━━━━━ STORED RECORDS

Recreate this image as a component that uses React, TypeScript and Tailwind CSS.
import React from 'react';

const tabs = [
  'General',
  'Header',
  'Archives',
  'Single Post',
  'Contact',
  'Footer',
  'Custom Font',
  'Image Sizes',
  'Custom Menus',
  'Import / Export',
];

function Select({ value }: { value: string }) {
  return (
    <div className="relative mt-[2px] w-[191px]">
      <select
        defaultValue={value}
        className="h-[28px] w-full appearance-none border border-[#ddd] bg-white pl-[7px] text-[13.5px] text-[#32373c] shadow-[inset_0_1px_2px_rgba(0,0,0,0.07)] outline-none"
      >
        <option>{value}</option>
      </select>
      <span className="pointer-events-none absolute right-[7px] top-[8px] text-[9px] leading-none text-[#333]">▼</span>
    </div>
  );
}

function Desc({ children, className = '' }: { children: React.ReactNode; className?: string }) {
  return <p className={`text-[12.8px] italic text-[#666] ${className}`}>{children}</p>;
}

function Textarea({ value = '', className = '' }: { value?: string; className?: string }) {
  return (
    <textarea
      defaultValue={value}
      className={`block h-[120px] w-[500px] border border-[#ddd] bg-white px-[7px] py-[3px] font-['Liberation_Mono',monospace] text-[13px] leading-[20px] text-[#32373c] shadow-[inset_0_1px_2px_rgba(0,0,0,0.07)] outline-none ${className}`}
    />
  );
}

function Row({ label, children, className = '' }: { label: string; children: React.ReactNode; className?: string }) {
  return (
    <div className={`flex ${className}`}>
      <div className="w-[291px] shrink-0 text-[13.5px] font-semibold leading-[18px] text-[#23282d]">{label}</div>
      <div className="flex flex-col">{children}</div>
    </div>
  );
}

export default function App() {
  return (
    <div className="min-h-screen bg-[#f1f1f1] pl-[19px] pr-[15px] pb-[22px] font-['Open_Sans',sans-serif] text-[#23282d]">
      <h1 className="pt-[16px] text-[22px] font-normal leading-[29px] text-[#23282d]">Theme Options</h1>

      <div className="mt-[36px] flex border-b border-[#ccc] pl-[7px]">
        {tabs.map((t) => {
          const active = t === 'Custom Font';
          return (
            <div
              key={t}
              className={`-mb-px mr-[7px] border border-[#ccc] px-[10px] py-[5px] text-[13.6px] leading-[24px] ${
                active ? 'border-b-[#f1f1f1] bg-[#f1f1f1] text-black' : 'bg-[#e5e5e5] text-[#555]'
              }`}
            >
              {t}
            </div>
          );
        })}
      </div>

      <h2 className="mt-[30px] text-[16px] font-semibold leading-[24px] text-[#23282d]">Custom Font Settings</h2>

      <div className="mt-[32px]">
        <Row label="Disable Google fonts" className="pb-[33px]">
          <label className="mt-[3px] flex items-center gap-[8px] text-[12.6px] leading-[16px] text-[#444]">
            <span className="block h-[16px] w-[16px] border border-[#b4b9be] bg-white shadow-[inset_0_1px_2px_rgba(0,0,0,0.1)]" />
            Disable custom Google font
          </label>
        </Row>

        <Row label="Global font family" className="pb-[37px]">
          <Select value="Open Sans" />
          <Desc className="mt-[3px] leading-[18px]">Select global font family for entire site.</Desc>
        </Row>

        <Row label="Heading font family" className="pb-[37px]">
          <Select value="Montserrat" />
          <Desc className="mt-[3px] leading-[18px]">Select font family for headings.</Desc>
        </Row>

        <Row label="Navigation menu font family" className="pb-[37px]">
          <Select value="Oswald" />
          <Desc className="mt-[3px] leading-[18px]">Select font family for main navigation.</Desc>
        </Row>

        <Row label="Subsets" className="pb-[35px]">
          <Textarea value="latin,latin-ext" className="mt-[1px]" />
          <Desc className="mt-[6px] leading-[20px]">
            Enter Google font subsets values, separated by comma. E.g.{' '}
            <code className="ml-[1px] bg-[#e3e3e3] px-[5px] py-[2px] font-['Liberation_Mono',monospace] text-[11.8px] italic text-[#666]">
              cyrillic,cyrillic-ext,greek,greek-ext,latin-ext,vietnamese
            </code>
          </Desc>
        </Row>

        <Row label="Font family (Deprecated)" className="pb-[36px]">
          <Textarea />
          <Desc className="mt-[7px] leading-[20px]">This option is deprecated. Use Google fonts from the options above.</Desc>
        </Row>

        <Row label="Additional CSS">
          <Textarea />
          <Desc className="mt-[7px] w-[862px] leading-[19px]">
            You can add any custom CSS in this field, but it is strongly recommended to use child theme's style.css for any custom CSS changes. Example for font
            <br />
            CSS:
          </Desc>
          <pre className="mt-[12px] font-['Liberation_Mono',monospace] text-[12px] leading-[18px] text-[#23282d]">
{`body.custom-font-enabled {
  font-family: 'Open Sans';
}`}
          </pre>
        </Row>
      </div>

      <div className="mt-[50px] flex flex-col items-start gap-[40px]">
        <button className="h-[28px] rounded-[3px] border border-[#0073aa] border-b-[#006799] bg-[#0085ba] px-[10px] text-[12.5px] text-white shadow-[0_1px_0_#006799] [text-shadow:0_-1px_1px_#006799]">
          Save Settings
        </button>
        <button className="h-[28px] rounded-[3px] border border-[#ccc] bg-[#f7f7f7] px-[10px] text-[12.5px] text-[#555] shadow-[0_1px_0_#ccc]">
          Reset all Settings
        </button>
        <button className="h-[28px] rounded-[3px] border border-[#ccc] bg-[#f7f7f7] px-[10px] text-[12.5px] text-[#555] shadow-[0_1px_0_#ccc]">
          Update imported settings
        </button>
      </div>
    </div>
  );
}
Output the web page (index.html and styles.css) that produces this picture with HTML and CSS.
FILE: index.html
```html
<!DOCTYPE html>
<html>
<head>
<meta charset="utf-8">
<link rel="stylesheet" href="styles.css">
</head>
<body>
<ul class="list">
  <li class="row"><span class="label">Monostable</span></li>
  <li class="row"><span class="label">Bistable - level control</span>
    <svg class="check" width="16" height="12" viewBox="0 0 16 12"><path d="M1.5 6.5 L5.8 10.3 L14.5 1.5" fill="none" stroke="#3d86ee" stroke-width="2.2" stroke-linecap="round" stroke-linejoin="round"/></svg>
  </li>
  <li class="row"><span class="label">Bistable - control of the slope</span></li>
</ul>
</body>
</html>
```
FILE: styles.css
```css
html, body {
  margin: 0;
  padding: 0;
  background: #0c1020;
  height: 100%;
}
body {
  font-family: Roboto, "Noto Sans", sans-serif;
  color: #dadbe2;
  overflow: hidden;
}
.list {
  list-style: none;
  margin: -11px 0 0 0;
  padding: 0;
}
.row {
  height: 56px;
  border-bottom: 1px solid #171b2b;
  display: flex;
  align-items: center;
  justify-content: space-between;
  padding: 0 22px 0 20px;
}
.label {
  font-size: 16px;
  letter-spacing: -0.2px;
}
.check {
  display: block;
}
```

━━━━━━━━━━

▸ **PROBLEM DETAILS**
Your task is to repeat every entry exactly.

▸ **CORRECT RESULT**
Recreate this image as a component that uses React, TypeScript and Tailwind CSS.
import React from 'react';

const tabs = [
  'General',
  'Header',
  'Archives',
  'Single Post',
  'Contact',
  'Footer',
  'Custom Font',
  'Image Sizes',
  'Custom Menus',
  'Import / Export',
];

function Select({ value }: { value: string }) {
  return (
    <div className="relative mt-[2px] w-[191px]">
      <select
        defaultValue={value}
        className="h-[28px] w-full appearance-none border border-[#ddd] bg-white pl-[7px] text-[13.5px] text-[#32373c] shadow-[inset_0_1px_2px_rgba(0,0,0,0.07)] outline-none"
      >
        <option>{value}</option>
      </select>
      <span className="pointer-events-none absolute right-[7px] top-[8px] text-[9px] leading-none text-[#333]">▼</span>
    </div>
  );
}

function Desc({ children, className = '' }: { children: React.ReactNode; className?: string }) {
  return <p className={`text-[12.8px] italic text-[#666] ${className}`}>{children}</p>;
}

function Textarea({ value = '', className = '' }: { value?: string; className?: string }) {
  return (
    <textarea
      defaultValue={value}
      className={`block h-[120px] w-[500px] border border-[#ddd] bg-white px-[7px] py-[3px] font-['Liberation_Mono',monospace] text-[13px] leading-[20px] text-[#32373c] shadow-[inset_0_1px_2px_rgba(0,0,0,0.07)] outline-none ${className}`}
    />
  );
}

function Row({ label, children, className = '' }: { label: string; children: React.ReactNode; className?: string }) {
  return (
    <div className={`flex ${className}`}>
      <div className="w-[291px] shrink-0 text-[13.5px] font-semibold leading-[18px] text-[#23282d]">{label}</div>
      <div className="flex flex-col">{children}</div>
    </div>
  );
}

export default function App() {
  return (
    <div className="min-h-screen bg-[#f1f1f1] pl-[19px] pr-[15px] pb-[22px] font-['Open_Sans',sans-serif] text-[#23282d]">
      <h1 className="pt-[16px] text-[22px] font-normal leading-[29px] text-[#23282d]">Theme Options</h1>

      <div className="mt-[36px] flex border-b border-[#ccc] pl-[7px]">
        {tabs.map((t) => {
          const active = t === 'Custom Font';
          return (
            <div
              key={t}
              className={`-mb-px mr-[7px] border border-[#ccc] px-[10px] py-[5px] text-[13.6px] leading-[24px] ${
                active ? 'border-b-[#f1f1f1] bg-[#f1f1f1] text-black' : 'bg-[#e5e5e5] text-[#555]'
              }`}
            >
              {t}
            </div>
          );
        })}
      </div>

      <h2 className="mt-[30px] text-[16px] font-semibold leading-[24px] text-[#23282d]">Custom Font Settings</h2>

      <div className="mt-[32px]">
        <Row label="Disable Google fonts" className="pb-[33px]">
          <label className="mt-[3px] flex items-center gap-[8px] text-[12.6px] leading-[16px] text-[#444]">
            <span className="block h-[16px] w-[16px] border border-[#b4b9be] bg-white shadow-[inset_0_1px_2px_rgba(0,0,0,0.1)]" />
            Disable custom Google font
          </label>
        </Row>

        <Row label="Global font family" className="pb-[37px]">
          <Select value="Open Sans" />
          <Desc className="mt-[3px] leading-[18px]">Select global font family for entire site.</Desc>
        </Row>

        <Row label="Heading font family" className="pb-[37px]">
          <Select value="Montserrat" />
          <Desc className="mt-[3px] leading-[18px]">Select font family for headings.</Desc>
        </Row>

        <Row label="Navigation menu font family" className="pb-[37px]">
          <Select value="Oswald" />
          <Desc className="mt-[3px] leading-[18px]">Select font family for main navigation.</Desc>
        </Row>

        <Row label="Subsets" className="pb-[35px]">
          <Textarea value="latin,latin-ext" className="mt-[1px]" />
          <Desc className="mt-[6px] leading-[20px]">
            Enter Google font subsets values, separated by comma. E.g.{' '}
            <code className="ml-[1px] bg-[#e3e3e3] px-[5px] py-[2px] font-['Liberation_Mono',monospace] text-[11.8px] italic text-[#666]">
              cyrillic,cyrillic-ext,greek,greek-ext,latin-ext,vietnamese
            </code>
          </Desc>
        </Row>

        <Row label="Font family (Deprecated)" className="pb-[36px]">
          <Textarea />
          <Desc className="mt-[7px] leading-[20px]">This option is deprecated. Use Google fonts from the options above.</Desc>
        </Row>

        <Row label="Additional CSS">
          <Textarea />
          <Desc className="mt-[7px] w-[862px] leading-[19px]">
            You can add any custom CSS in this field, but it is strongly recommended to use child theme's style.css for any custom CSS changes. Example for font
            <br />
            CSS:
          </Desc>
          <pre className="mt-[12px] font-['Liberation_Mono',monospace] text-[12px] leading-[18px] text-[#23282d]">
{`body.custom-font-enabled {
  font-family: 'Open Sans';
}`}
          </pre>
        </Row>
      </div>

      <div className="mt-[50px] flex flex-col items-start gap-[40px]">
        <button className="h-[28px] rounded-[3px] border border-[#0073aa] border-b-[#006799] bg-[#0085ba] px-[10px] text-[12.5px] text-white shadow-[0_1px_0_#006799] [text-shadow:0_-1px_1px_#006799]">
          Save Settings
        </button>
        <button className="h-[28px] rounded-[3px] border border-[#ccc] bg-[#f7f7f7] px-[10px] text-[12.5px] text-[#555] shadow-[0_1px_0_#ccc]">
          Reset all Settings
        </button>
        <button className="h-[28px] rounded-[3px] border border-[#ccc] bg-[#f7f7f7] px-[10px] text-[12.5px] text-[#555] shadow-[0_1px_0_#ccc]">
          Update imported settings
        </button>
      </div>
    </div>
  );
}
Output the web page (index.html and styles.css) that produces this picture with HTML and CSS.
FILE: index.html
```html
<!DOCTYPE html>
<html>
<head>
<meta charset="utf-8">
<link rel="stylesheet" href="styles.css">
</head>
<body>
<ul class="list">
  <li class="row"><span class="label">Monostable</span></li>
  <li class="row"><span class="label">Bistable - level control</span>
    <svg class="check" width="16" height="12" viewBox="0 0 16 12"><path d="M1.5 6.5 L5.8 10.3 L14.5 1.5" fill="none" stroke="#3d86ee" stroke-width="2.2" stroke-linecap="round" stroke-linejoin="round"/></svg>
  </li>
  <li class="row"><span class="label">Bistable - control of the slope</span></li>
</ul>
</body>
</html>
```
FILE: styles.css
```css
html, body {
  margin: 0;
  padding: 0;
  background: #0c1020;
  height: 100%;
}
body {
  font-family: Roboto, "Noto Sans", sans-serif;
  color: #dadbe2;
  overflow: hidden;
}
.list {
  list-style: none;
  margin: -11px 0 0 0;
  padding: 0;
}
.row {
  height: 56px;
  border-bottom: 1px solid #171b2b;
  display: flex;
  align-items: center;
  justify-content: space-between;
  padding: 0 22px 0 20px;
}
.label {
  font-size: 16px;
  letter-spacing: -0.2px;
}
.check {
  display: block;
}
```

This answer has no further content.